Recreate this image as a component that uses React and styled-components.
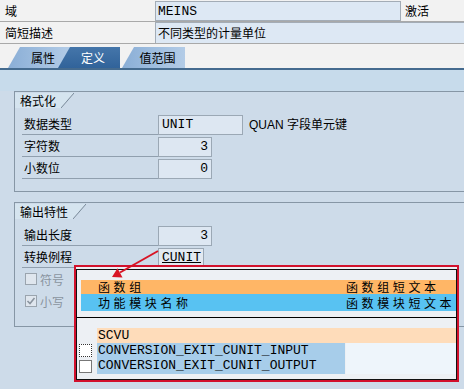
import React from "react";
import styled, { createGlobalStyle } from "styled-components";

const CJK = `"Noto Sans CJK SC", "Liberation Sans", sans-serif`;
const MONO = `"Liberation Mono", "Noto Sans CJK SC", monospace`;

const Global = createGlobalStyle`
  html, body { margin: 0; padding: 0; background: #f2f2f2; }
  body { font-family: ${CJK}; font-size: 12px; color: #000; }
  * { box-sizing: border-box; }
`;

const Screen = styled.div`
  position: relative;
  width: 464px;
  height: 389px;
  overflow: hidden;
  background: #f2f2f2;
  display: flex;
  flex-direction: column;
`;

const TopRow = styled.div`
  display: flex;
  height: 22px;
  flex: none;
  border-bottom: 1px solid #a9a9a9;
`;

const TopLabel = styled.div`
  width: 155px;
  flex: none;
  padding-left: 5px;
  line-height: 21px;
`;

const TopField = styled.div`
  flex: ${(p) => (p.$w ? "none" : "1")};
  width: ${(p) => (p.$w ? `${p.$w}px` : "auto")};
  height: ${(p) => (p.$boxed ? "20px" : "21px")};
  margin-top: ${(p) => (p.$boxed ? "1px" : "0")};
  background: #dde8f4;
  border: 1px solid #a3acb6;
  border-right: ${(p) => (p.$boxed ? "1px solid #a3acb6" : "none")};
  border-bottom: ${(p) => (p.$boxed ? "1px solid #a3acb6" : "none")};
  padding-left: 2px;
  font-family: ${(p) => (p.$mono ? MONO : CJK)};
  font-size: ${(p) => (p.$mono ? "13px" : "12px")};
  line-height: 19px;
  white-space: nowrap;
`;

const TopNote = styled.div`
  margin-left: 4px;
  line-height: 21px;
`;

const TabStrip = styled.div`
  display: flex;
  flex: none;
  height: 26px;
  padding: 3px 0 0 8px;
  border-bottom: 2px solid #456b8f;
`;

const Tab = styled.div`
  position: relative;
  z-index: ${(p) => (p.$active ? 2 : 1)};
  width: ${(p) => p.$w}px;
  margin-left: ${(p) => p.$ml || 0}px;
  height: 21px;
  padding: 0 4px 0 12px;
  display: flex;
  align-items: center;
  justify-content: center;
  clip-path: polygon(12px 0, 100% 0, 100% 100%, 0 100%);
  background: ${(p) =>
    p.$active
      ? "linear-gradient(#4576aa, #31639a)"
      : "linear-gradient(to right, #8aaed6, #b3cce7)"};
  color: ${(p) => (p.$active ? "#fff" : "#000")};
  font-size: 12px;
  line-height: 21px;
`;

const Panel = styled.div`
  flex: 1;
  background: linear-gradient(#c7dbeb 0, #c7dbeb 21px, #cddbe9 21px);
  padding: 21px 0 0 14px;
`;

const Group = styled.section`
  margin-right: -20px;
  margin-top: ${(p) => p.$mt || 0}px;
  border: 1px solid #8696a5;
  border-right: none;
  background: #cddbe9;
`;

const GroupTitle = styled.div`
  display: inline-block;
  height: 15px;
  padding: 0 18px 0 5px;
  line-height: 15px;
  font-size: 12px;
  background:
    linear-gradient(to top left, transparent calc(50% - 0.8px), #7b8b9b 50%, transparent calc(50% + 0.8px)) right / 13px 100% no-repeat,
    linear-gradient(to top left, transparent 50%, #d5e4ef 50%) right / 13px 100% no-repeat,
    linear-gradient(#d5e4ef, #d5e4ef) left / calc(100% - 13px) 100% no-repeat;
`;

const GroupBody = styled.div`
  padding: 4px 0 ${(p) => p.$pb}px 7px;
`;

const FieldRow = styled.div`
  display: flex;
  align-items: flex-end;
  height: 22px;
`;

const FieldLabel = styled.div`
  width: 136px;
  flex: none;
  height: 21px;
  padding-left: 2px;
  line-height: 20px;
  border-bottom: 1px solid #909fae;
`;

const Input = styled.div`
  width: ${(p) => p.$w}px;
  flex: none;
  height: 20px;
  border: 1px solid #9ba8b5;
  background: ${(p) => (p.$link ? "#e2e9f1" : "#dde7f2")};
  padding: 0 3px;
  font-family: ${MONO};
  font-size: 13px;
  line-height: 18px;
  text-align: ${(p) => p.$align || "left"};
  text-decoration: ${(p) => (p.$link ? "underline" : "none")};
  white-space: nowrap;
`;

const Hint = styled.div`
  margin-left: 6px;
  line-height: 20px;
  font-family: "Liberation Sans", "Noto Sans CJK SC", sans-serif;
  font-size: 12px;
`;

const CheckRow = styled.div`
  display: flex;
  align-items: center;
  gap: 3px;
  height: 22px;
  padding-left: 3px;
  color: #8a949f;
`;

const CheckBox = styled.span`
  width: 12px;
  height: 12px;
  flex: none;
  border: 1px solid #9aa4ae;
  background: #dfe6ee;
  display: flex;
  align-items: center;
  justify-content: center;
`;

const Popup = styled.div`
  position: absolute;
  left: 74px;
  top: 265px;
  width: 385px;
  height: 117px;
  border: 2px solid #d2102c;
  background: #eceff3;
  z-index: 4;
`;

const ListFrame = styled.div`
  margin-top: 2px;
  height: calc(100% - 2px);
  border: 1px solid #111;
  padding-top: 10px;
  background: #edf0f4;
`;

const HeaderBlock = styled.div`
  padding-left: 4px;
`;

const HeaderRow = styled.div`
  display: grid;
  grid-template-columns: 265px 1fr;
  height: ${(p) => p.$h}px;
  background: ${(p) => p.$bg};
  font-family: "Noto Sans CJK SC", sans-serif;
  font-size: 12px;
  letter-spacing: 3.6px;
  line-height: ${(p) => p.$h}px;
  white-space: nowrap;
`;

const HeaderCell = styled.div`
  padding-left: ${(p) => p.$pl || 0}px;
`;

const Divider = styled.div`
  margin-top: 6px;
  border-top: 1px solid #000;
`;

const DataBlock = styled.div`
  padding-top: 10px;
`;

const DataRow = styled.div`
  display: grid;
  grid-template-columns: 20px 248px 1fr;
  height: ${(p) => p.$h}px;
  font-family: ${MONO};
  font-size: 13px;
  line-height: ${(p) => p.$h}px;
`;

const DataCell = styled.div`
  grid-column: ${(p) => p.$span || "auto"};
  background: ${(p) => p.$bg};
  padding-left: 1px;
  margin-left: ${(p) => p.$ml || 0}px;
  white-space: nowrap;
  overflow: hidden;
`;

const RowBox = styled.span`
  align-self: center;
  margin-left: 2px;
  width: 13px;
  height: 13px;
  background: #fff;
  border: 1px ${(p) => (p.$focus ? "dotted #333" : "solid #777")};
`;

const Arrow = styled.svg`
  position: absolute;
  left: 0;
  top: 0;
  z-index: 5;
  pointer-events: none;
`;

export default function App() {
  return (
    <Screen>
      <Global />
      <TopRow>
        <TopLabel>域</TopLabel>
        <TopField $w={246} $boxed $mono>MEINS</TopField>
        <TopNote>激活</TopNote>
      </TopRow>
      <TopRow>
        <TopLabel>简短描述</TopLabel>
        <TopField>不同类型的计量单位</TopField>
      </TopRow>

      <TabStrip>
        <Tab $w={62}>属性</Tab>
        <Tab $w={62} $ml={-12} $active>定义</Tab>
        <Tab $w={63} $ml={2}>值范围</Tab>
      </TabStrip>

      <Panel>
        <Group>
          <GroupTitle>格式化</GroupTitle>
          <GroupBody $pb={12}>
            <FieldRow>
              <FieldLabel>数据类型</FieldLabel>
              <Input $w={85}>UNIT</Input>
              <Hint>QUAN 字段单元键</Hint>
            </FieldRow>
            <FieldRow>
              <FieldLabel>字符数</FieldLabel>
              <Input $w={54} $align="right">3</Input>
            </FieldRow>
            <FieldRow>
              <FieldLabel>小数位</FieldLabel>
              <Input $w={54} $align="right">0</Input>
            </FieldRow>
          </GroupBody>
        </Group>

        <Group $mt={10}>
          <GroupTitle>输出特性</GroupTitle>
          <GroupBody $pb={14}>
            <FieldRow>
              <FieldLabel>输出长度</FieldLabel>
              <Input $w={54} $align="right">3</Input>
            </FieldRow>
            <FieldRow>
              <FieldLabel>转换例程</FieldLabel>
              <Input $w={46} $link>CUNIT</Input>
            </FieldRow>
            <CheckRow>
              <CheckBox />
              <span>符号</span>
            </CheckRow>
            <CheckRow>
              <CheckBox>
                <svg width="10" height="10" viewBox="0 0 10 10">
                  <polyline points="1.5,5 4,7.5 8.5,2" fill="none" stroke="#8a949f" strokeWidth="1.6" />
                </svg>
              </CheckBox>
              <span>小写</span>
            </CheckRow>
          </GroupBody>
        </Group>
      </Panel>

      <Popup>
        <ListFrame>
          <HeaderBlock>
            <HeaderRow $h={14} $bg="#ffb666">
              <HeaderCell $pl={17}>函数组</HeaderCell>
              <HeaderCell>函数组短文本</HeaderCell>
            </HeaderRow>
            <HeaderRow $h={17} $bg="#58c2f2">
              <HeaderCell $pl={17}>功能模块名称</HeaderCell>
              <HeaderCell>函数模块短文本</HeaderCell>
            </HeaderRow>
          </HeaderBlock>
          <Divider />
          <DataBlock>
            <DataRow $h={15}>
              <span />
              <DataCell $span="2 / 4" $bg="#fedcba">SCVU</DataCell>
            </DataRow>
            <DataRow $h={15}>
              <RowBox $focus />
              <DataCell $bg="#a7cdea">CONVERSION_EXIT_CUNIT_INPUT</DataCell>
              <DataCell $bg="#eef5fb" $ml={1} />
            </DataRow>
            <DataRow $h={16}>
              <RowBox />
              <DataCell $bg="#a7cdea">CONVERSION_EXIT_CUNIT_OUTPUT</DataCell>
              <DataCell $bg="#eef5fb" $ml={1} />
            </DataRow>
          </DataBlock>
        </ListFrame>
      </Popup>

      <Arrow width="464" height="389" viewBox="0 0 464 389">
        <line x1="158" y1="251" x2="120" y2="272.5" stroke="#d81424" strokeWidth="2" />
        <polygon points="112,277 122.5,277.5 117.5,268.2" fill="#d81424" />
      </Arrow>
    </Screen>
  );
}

■ ■ ■ ■

:: INSTRUCTIONS FOR THE TASK ::
Take every line containing the word "components" and copy it.

:: FULL ANSWER ::
Recreate this image as a component that uses React and styled-components.
import styled, { createGlobalStyle } from "styled-components";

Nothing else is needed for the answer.